━━━━━ EXTRACTED ENTRIES
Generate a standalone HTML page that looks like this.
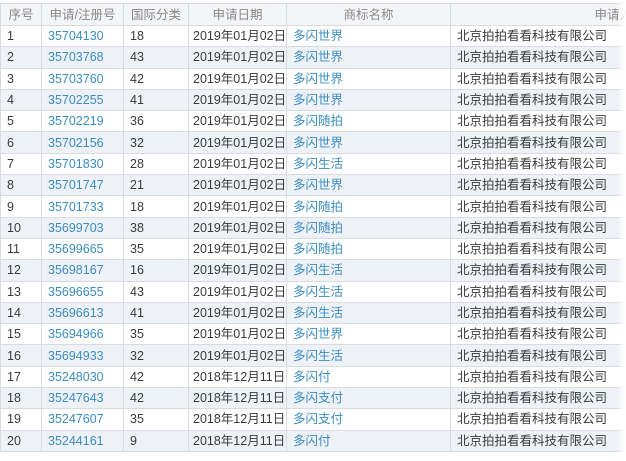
<!DOCTYPE html>
<html><head><meta charset="utf-8"><style>
body{margin:0;background:#fff;width:626px;height:461px;overflow:hidden;font-family:"Liberation Sans","Noto Sans CJK SC",sans-serif;font-size:12.5px;color:#3a3a3a}
table{position:absolute;left:0;top:3px;border-collapse:collapse;table-layout:fixed;width:640px}
td,th{border:1px solid #d8dce2;padding:0 0 0 6px;height:20.3px;line-height:20px;white-space:nowrap;overflow:hidden}
td:nth-child(4){padding-left:4px}
th{height:21px;font-weight:normal;color:#888;background:#f4f5f7;text-align:center;padding:0}
tr:nth-child(odd) td{background:#eef1f6}
a{color:#3a8dc2;text-decoration:none}
.fade{position:absolute;left:619px;top:0;width:7px;height:461px;background:linear-gradient(to right,rgba(255,255,255,.4),#fff)}
</style></head><body>
<table>
<colgroup><col style="width:41px"><col style="width:82px"><col style="width:65px"><col style="width:98px"><col style="width:164px"><col style="width:190px"></colgroup>
<tr><th>序号</th><th>申请/注册号</th><th>国际分类</th><th>申请日期</th><th>商标名称</th><th style="text-align:right;padding-right:8px">申请人</th></tr>
<tr><td>1</td><td><a>35704130</a></td><td>18</td><td>2019年01月02日</td><td><a>多闪世界</a></td><td>北京拍拍看看科技有限公司</td></tr>
<tr><td>2</td><td><a>35703768</a></td><td>43</td><td>2019年01月02日</td><td><a>多闪世界</a></td><td>北京拍拍看看科技有限公司</td></tr>
<tr><td>3</td><td><a>35703760</a></td><td>42</td><td>2019年01月02日</td><td><a>多闪世界</a></td><td>北京拍拍看看科技有限公司</td></tr>
<tr><td>4</td><td><a>35702255</a></td><td>41</td><td>2019年01月02日</td><td><a>多闪世界</a></td><td>北京拍拍看看科技有限公司</td></tr>
<tr><td>5</td><td><a>35702219</a></td><td>36</td><td>2019年01月02日</td><td><a>多闪随拍</a></td><td>北京拍拍看看科技有限公司</td></tr>
<tr><td>6</td><td><a>35702156</a></td><td>32</td><td>2019年01月02日</td><td><a>多闪世界</a></td><td>北京拍拍看看科技有限公司</td></tr>
<tr><td>7</td><td><a>35701830</a></td><td>28</td><td>2019年01月02日</td><td><a>多闪生活</a></td><td>北京拍拍看看科技有限公司</td></tr>
<tr><td>8</td><td><a>35701747</a></td><td>21</td><td>2019年01月02日</td><td><a>多闪世界</a></td><td>北京拍拍看看科技有限公司</td></tr>
<tr><td>9</td><td><a>35701733</a></td><td>18</td><td>2019年01月02日</td><td><a>多闪随拍</a></td><td>北京拍拍看看科技有限公司</td></tr>
<tr><td>10</td><td><a>35699703</a></td><td>38</td><td>2019年01月02日</td><td><a>多闪随拍</a></td><td>北京拍拍看看科技有限公司</td></tr>
<tr><td>11</td><td><a>35699665</a></td><td>35</td><td>2019年01月02日</td><td><a>多闪随拍</a></td><td>北京拍拍看看科技有限公司</td></tr>
<tr><td>12</td><td><a>35698167</a></td><td>16</td><td>2019年01月02日</td><td><a>多闪生活</a></td><td>北京拍拍看看科技有限公司</td></tr>
<tr><td>13</td><td><a>35696655</a></td><td>43</td><td>2019年01月02日</td><td><a>多闪生活</a></td><td>北京拍拍看看科技有限公司</td></tr>
<tr><td>14</td><td><a>35696613</a></td><td>41</td><td>2019年01月02日</td><td><a>多闪生活</a></td><td>北京拍拍看看科技有限公司</td></tr>
<tr><td>15</td><td><a>35694966</a></td><td>35</td><td>2019年01月02日</td><td><a>多闪世界</a></td><td>北京拍拍看看科技有限公司</td></tr>
<tr><td>16</td><td><a>35694933</a></td><td>32</td><td>2019年01月02日</td><td><a>多闪生活</a></td><td>北京拍拍看看科技有限公司</td></tr>
<tr><td>17</td><td><a>35248030</a></td><td>42</td><td>2018年12月11日</td><td><a>多闪付</a></td><td>北京拍拍看看科技有限公司</td></tr>
<tr><td>18</td><td><a>35247643</a></td><td>42</td><td>2018年12月11日</td><td><a>多闪支付</a></td><td>北京拍拍看看科技有限公司</td></tr>
<tr><td>19</td><td><a>35247607</a></td><td>35</td><td>2018年12月11日</td><td><a>多闪支付</a></td><td>北京拍拍看看科技有限公司</td></tr>
<tr><td>20</td><td><a>35244161</a></td><td>9</td><td>2018年12月11日</td><td><a>多闪付</a></td><td>北京拍拍看看科技有限公司</td></tr>
</table>
<div class="fade"></div>
</body></html>
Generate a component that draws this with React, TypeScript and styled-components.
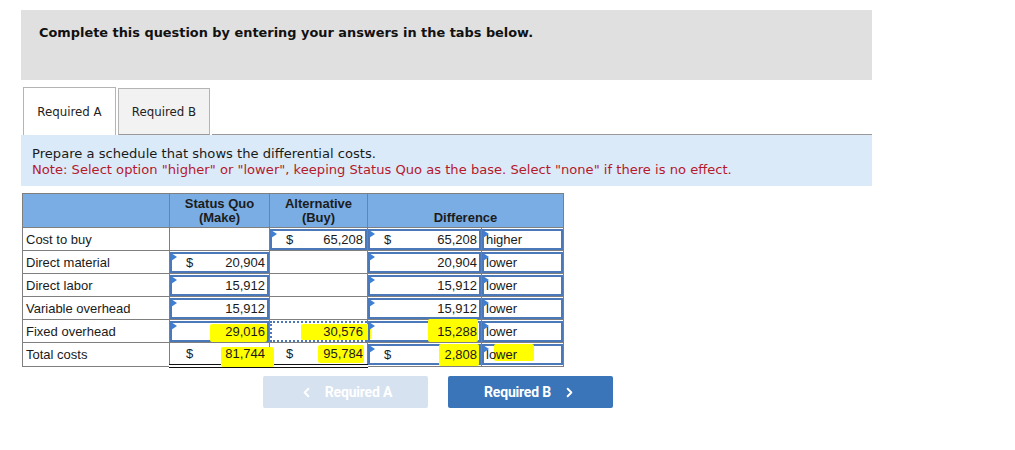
━━━━━━━━━━
WRITTEN INSTRUCTION:
Strip the images and reproduce the remaining records precisely.

RESULT OF THIS EXERCISE:
Generate a standalone HTML page that looks like this.
<!DOCTYPE html>
<html><head><meta charset="utf-8"><style>
body{margin:0;background:#fff;width:626px;height:461px;overflow:hidden;font-family:"Liberation Sans","Noto Sans CJK SC",sans-serif;font-size:12.5px;color:#3a3a3a}
table{position:absolute;left:0;top:3px;border-collapse:collapse;table-layout:fixed;width:640px}
td,th{border:1px solid #d8dce2;padding:0 0 0 6px;height:20.3px;line-height:20px;white-space:nowrap;overflow:hidden}
td:nth-child(4){padding-left:4px}
th{height:21px;font-weight:normal;color:#888;background:#f4f5f7;text-align:center;padding:0}
tr:nth-child(odd) td{background:#eef1f6}
a{color:#3a8dc2;text-decoration:none}
.fade{position:absolute;left:619px;top:0;width:7px;height:461px;background:linear-gradient(to right,rgba(255,255,255,.4),#fff)}
</style></head><body>
<table>
<colgroup><col style="width:41px"><col style="width:82px"><col style="width:65px"><col style="width:98px"><col style="width:164px"><col style="width:190px"></colgroup>
<tr><th>序号</th><th>申请/注册号</th><th>国际分类</th><th>申请日期</th><th>商标名称</th><th style="text-align:right;padding-right:8px">申请人</th></tr>
<tr><td>1</td><td><a>35704130</a></td><td>18</td><td>2019年01月02日</td><td><a>多闪世界</a></td><td>北京拍拍看看科技有限公司</td></tr>
<tr><td>2</td><td><a>35703768</a></td><td>43</td><td>2019年01月02日</td><td><a>多闪世界</a></td><td>北京拍拍看看科技有限公司</td></tr>
<tr><td>3</td><td><a>35703760</a></td><td>42</td><td>2019年01月02日</td><td><a>多闪世界</a></td><td>北京拍拍看看科技有限公司</td></tr>
<tr><td>4</td><td><a>35702255</a></td><td>41</td><td>2019年01月02日</td><td><a>多闪世界</a></td><td>北京拍拍看看科技有限公司</td></tr>
<tr><td>5</td><td><a>35702219</a></td><td>36</td><td>2019年01月02日</td><td><a>多闪随拍</a></td><td>北京拍拍看看科技有限公司</td></tr>
<tr><td>6</td><td><a>35702156</a></td><td>32</td><td>2019年01月02日</td><td><a>多闪世界</a></td><td>北京拍拍看看科技有限公司</td></tr>
<tr><td>7</td><td><a>35701830</a></td><td>28</td><td>2019年01月02日</td><td><a>多闪生活</a></td><td>北京拍拍看看科技有限公司</td></tr>
<tr><td>8</td><td><a>35701747</a></td><td>21</td><td>2019年01月02日</td><td><a>多闪世界</a></td><td>北京拍拍看看科技有限公司</td></tr>
<tr><td>9</td><td><a>35701733</a></td><td>18</td><td>2019年01月02日</td><td><a>多闪随拍</a></td><td>北京拍拍看看科技有限公司</td></tr>
<tr><td>10</td><td><a>35699703</a></td><td>38</td><td>2019年01月02日</td><td><a>多闪随拍</a></td><td>北京拍拍看看科技有限公司</td></tr>
<tr><td>11</td><td><a>35699665</a></td><td>35</td><td>2019年01月02日</td><td><a>多闪随拍</a></td><td>北京拍拍看看科技有限公司</td></tr>
<tr><td>12</td><td><a>35698167</a></td><td>16</td><td>2019年01月02日</td><td><a>多闪生活</a></td><td>北京拍拍看看科技有限公司</td></tr>
<tr><td>13</td><td><a>35696655</a></td><td>43</td><td>2019年01月02日</td><td><a>多闪生活</a></td><td>北京拍拍看看科技有限公司</td></tr>
<tr><td>14</td><td><a>35696613</a></td><td>41</td><td>2019年01月02日</td><td><a>多闪生活</a></td><td>北京拍拍看看科技有限公司</td></tr>
<tr><td>15</td><td><a>35694966</a></td><td>35</td><td>2019年01月02日</td><td><a>多闪世界</a></td><td>北京拍拍看看科技有限公司</td></tr>
<tr><td>16</td><td><a>35694933</a></td><td>32</td><td>2019年01月02日</td><td><a>多闪生活</a></td><td>北京拍拍看看科技有限公司</td></tr>
<tr><td>17</td><td><a>35248030</a></td><td>42</td><td>2018年12月11日</td><td><a>多闪付</a></td><td>北京拍拍看看科技有限公司</td></tr>
<tr><td>18</td><td><a>35247643</a></td><td>42</td><td>2018年12月11日</td><td><a>多闪支付</a></td><td>北京拍拍看看科技有限公司</td></tr>
<tr><td>19</td><td><a>35247607</a></td><td>35</td><td>2018年12月11日</td><td><a>多闪支付</a></td><td>北京拍拍看看科技有限公司</td></tr>
<tr><td>20</td><td><a>35244161</a></td><td>9</td><td>2018年12月11日</td><td><a>多闪付</a></td><td>北京拍拍看看科技有限公司</td></tr>
</table>
<div class="fade"></div>
</body></html>
Generate a component that draws this with React, TypeScript and styled-components.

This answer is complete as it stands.